## Supplied data
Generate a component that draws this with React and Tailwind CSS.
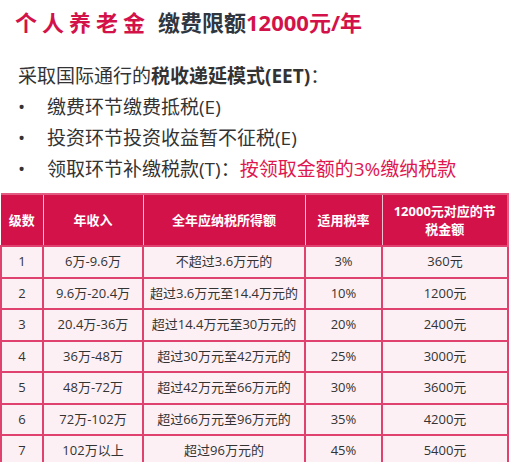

--

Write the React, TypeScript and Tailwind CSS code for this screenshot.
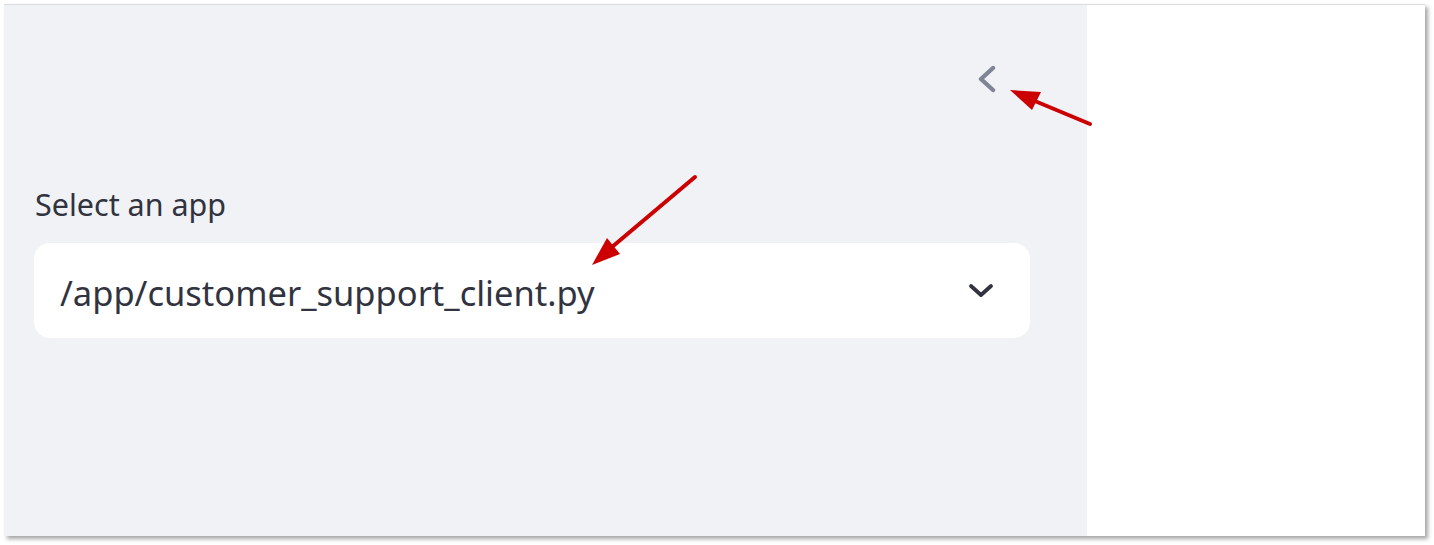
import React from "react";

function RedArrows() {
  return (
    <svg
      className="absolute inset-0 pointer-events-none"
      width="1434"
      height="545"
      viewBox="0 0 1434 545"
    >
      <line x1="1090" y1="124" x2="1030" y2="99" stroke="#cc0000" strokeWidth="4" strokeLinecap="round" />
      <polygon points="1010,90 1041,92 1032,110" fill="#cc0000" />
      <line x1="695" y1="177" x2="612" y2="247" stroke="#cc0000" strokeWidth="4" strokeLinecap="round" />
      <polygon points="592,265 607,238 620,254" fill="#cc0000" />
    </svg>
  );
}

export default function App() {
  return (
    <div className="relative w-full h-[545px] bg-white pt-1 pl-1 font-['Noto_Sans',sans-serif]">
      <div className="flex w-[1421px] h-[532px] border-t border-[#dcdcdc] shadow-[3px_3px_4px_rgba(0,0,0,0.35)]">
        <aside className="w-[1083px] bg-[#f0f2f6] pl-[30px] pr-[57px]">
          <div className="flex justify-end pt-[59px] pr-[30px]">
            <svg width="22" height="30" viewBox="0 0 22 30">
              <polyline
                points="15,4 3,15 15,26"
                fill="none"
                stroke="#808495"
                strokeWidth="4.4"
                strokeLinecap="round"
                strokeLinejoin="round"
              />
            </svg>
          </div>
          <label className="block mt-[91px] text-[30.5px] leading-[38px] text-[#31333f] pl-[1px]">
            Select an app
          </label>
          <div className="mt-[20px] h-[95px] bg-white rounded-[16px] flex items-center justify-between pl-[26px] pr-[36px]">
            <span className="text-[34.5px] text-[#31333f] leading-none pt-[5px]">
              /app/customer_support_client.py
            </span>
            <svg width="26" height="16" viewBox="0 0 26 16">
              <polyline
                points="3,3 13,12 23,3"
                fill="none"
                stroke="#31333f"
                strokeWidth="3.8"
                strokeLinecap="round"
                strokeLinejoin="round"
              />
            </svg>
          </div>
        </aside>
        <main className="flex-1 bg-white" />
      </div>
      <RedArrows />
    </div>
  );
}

---

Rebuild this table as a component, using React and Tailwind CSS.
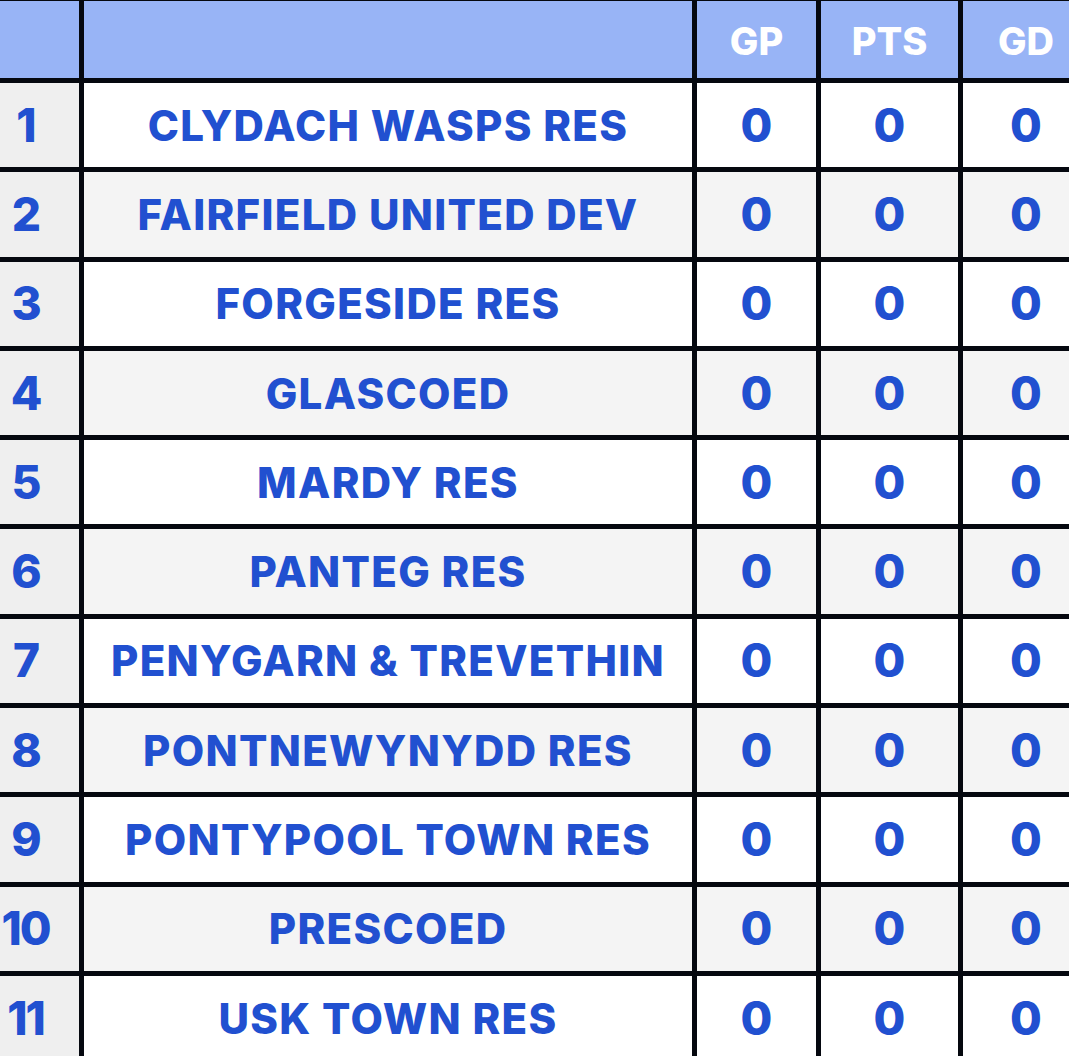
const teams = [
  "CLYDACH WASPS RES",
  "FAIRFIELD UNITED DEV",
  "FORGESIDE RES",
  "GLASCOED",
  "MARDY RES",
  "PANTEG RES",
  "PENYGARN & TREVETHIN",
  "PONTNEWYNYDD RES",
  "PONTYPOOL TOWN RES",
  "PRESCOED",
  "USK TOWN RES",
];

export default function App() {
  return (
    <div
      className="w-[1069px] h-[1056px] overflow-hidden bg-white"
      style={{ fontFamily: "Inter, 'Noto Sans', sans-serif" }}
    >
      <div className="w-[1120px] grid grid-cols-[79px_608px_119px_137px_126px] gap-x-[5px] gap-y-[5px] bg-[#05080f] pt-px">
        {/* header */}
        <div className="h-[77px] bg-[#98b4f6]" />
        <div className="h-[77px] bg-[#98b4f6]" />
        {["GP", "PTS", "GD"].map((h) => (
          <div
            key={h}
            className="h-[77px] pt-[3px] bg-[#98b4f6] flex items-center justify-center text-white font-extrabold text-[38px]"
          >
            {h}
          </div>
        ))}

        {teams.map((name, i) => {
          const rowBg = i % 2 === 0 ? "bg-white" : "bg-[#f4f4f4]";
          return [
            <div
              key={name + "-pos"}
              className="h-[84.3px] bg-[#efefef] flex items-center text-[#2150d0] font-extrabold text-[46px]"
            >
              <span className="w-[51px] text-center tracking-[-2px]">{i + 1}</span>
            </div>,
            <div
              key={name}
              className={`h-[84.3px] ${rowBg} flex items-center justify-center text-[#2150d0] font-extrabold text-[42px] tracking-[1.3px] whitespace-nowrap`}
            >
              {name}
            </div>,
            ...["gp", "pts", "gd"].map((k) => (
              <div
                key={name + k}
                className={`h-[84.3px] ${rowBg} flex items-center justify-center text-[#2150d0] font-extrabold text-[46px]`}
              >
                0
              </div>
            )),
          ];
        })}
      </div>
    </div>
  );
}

## The problem
Look through the data above. Find each line with the string "this" and copy it.

## Solution below
Generate a component that draws this with React and Tailwind CSS.
Write the React, TypeScript and Tailwind CSS code for this screenshot.
Rebuild this table as a component, using React and Tailwind CSS.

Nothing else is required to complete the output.